Set problem:
Copy every line from the material below that holds "this".

Raw data:
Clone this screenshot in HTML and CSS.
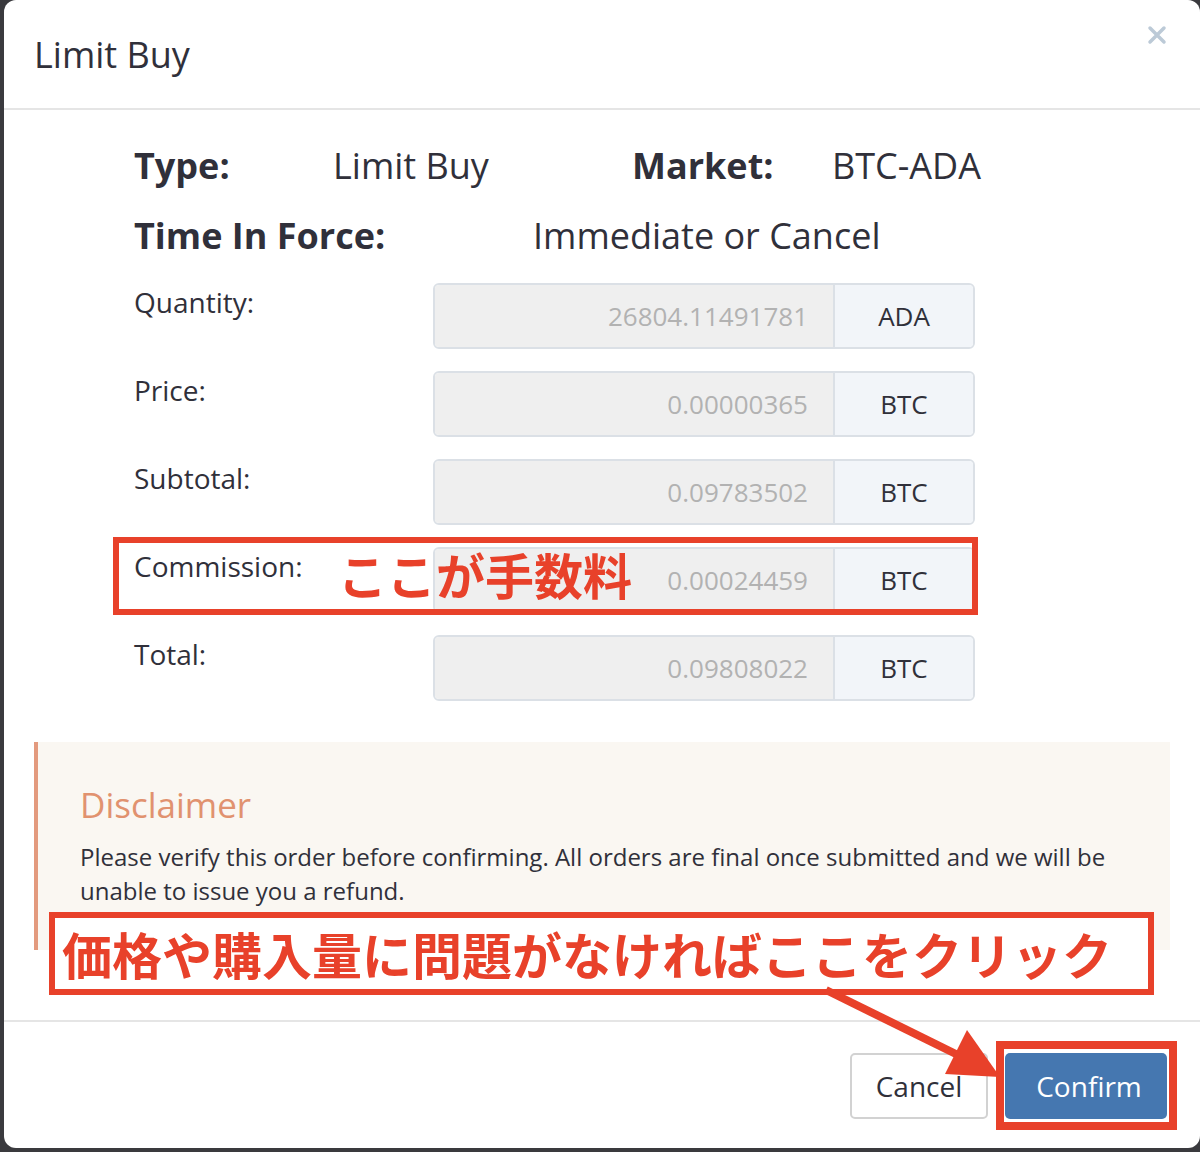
FILE: index.html
```html
<!DOCTYPE html>
<html lang="ja">
<head>
    <meta charset="UTF-8">
    <meta name="viewport" content="width=device-width, initial-scale=1.0">
    <title>Limit Buy</title>
    <link rel="stylesheet" href="styles.css">
</head>
<body>
    <div class="modal">
        <!-- Cabecera -->
        <div class="modal-header">
            <h4 class="modal-title">Limit Buy</h4>
            <span class="close">
                <svg width="20" height="20" viewBox="0 0 20 20">
                    <path d="M3 3 L17 17 M17 3 L3 17" stroke="#bccad7" stroke-width="3.5" stroke-linecap="round"/>
                </svg>
            </span>
        </div>

        <div class="modal-body">
            <div class="order-info">
                <div class="info-row">
                    <span class="info-label type-label">Type:</span>
                    <span class="info-value type-value">Limit Buy</span>
                    <span class="info-label market-label">Market:</span>
                    <span class="info-value">BTC-ADA</span>
                </div>
                <div class="info-row">
                    <span class="info-label tif-label">Time In Force:</span>
                    <span class="info-value">Immediate or Cancel</span>
                </div>

                <div class="form-row">
                    <label>Quantity:</label>
                    <div class="input-group">
                        <input type="text" value="26804.11491781" disabled>
                        <span class="addon">ADA</span>
                    </div>
                </div>
                <div class="form-row">
                    <label>Price:</label>
                    <div class="input-group">
                        <input type="text" value="0.00000365" disabled>
                        <span class="addon">BTC</span>
                    </div>
                </div>
                <div class="form-row">
                    <label>Subtotal:</label>
                    <div class="input-group">
                        <input type="text" value="0.09783502" disabled>
                        <span class="addon">BTC</span>
                    </div>
                </div>
                <div class="form-row">
                    <label>Commission:</label>
                    <div class="input-group">
                        <input type="text" value="0.00024459" disabled>
                        <span class="addon">BTC</span>
                    </div>
                </div>
                <div class="form-row">
                    <label>Total:</label>
                    <div class="input-group">
                        <input type="text" value="0.09808022" disabled>
                        <span class="addon">BTC</span>
                    </div>
                </div>
            </div>

            <!-- Aviso -->
            <div class="disclaimer">
                <h3>Disclaimer</h3>
                <p>Please verify this order before confirming. All orders are final once submitted and we will be unable to issue you a refund.</p>
            </div>
        </div>

        <div class="modal-footer">
            <button class="btn btn-cancel">Cancel</button>
            <button class="btn btn-confirm">Confirm</button>
        </div>

        <!-- Anotaciones -->
        <div class="note note-fee"><span>ここが手数料</span></div>
        <div class="note note-click"><span>価格や購入量に問題がなければここをクリック</span></div>
        <div class="note note-confirm"></div>
        <svg class="note-arrow" width="1196" height="1148" viewBox="0 0 1196 1148">
            <line x1="822" y1="990" x2="960" y2="1058" stroke="#e8412a" stroke-width="8"/>
            <polygon points="963,1030 941,1074 996,1077" fill="#e8412a"/>
        </svg>
    </div>
</body>
</html>
```

FILE: styles.css
```css
body {
    margin: 0;
    background-color: #3a3a3e;
    font-family: 'Open Sans', 'Liberation Sans', sans-serif;
    color: #30303a;
    overflow: hidden;
}

.modal {
    position: relative;
    width: 1196px;
    height: 1148px;
    margin-left: 4px;
    background-color: white;
    border-radius: 12px;
    display: flex;
    flex-direction: column;
}

.modal-header {
    height: 108px;
    border-bottom: 2px solid #e5e5e5;
    padding: 0 30px;
    display: flex;
    justify-content: space-between;
    align-items: flex-start;
}

.modal-title {
    margin: 0;
    padding-top: 32px;
    font-size: 36px;
    font-weight: normal;
    line-height: 46px;
}

.close {
    margin-top: 25px;
    margin-right: 3px;
}

.modal-body {
    padding: 30px 30px 0;
    height: 910px;
    box-sizing: border-box;
}

.order-info {
    padding-left: 100px;
}

.info-row {
    display: flex;
    height: 50px;
    align-items: center;
    font-size: 36px;
    margin-bottom: 20px;
}

.info-label {
    font-weight: bold;
}

.type-label {
    width: 199px;
}

.type-value {
    width: 299px;
}

.market-label {
    width: 200px;
}

.tif-label {
    width: 399px;
}

.info-row + .info-row {
    margin-bottom: 23px;
}

.form-row {
    display: flex;
    height: 66px;
    margin-bottom: 22px;
}

.form-row label {
    width: 299px;
    font-size: 28px;
    padding-top: 2px;
    line-height: 34px;
}

.input-group {
    display: flex;
    width: 542px;
    height: 66px;
    border: 2px solid #dbe0e6;
    border-radius: 6px;
    box-sizing: border-box;
    overflow: hidden;
}

.input-group input {
    width: 400px;
    border: none;
    border-right: 2px solid #dbe0e6;
    background-color: #efefef;
    text-align: right;
    font-family: inherit;
    font-size: 26px;
    color: #b2b2b2;
    padding: 0 25px 0 0;
    box-sizing: border-box;
}

.addon {
    flex: 1;
    background-color: #f2f5f9;
    font-size: 26px;
    display: flex;
    align-items: center;
    justify-content: center;
    color: #30303a;
}

.disclaimer {
    margin-top: 41px;
    height: 208px;
    box-sizing: border-box;
    background-color: #faf7f2;
    border-left: 4px solid #e39a7e;
    padding: 40px 42px 0;
}

.disclaimer h3 {
    margin: 0 0 12px;
    font-size: 35px;
    font-weight: normal;
    line-height: 46px;
    color: #e1926f;
}

.disclaimer p {
    margin: 0;
    font-size: 24px;
    line-height: 34px;
}

.modal-footer {
    border-top: 2px solid #e5e5e5;
    padding: 31px 33px 0 0;
    display: flex;
    justify-content: flex-end;
    gap: 17px;
}

.btn {
    height: 66px;
    font-family: inherit;
    font-size: 28px;
    border-radius: 5px;
}

.btn-cancel {
    width: 138px;
    background-color: white;
    border: 2px solid #d2d2d2;
    color: #30303a;
}

.btn-confirm {
    width: 162px;
    padding-left: 12px;
    background-color: #4577b0;
    border: none;
    color: white;
}

/* Anotaciones en rojo */
.note {
    position: absolute;
    box-sizing: border-box;
    border: 6px solid #e8412a;
    font-family: 'Noto Sans CJK JP', sans-serif;
    font-weight: bold;
    color: #e8412a;
}

.note-fee {
    left: 109px;
    top: 537px;
    width: 865px;
    height: 78px;
}

.note-fee span {
    position: absolute;
    left: 219px;
    top: -2px;
    font-size: 49px;
    line-height: 66px;
}

.note-click {
    left: 45px;
    top: 912px;
    width: 1105px;
    height: 83px;
    background-color: white;
    padding-left: 7px;
    font-size: 50px;
    line-height: 70px;
    white-space: nowrap;
}

.note-confirm {
    left: 992px;
    top: 1041px;
    width: 181px;
    height: 89px;
    border-width: 8px;
}

.note-arrow {
    position: absolute;
    left: 0;
    top: 0;
    pointer-events: none;
}
```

Answer to the task:
Clone this screenshot in HTML and CSS.
                <p>Please verify this order before confirming. All orders are final once submitted and we will be unable to issue you a refund.</p>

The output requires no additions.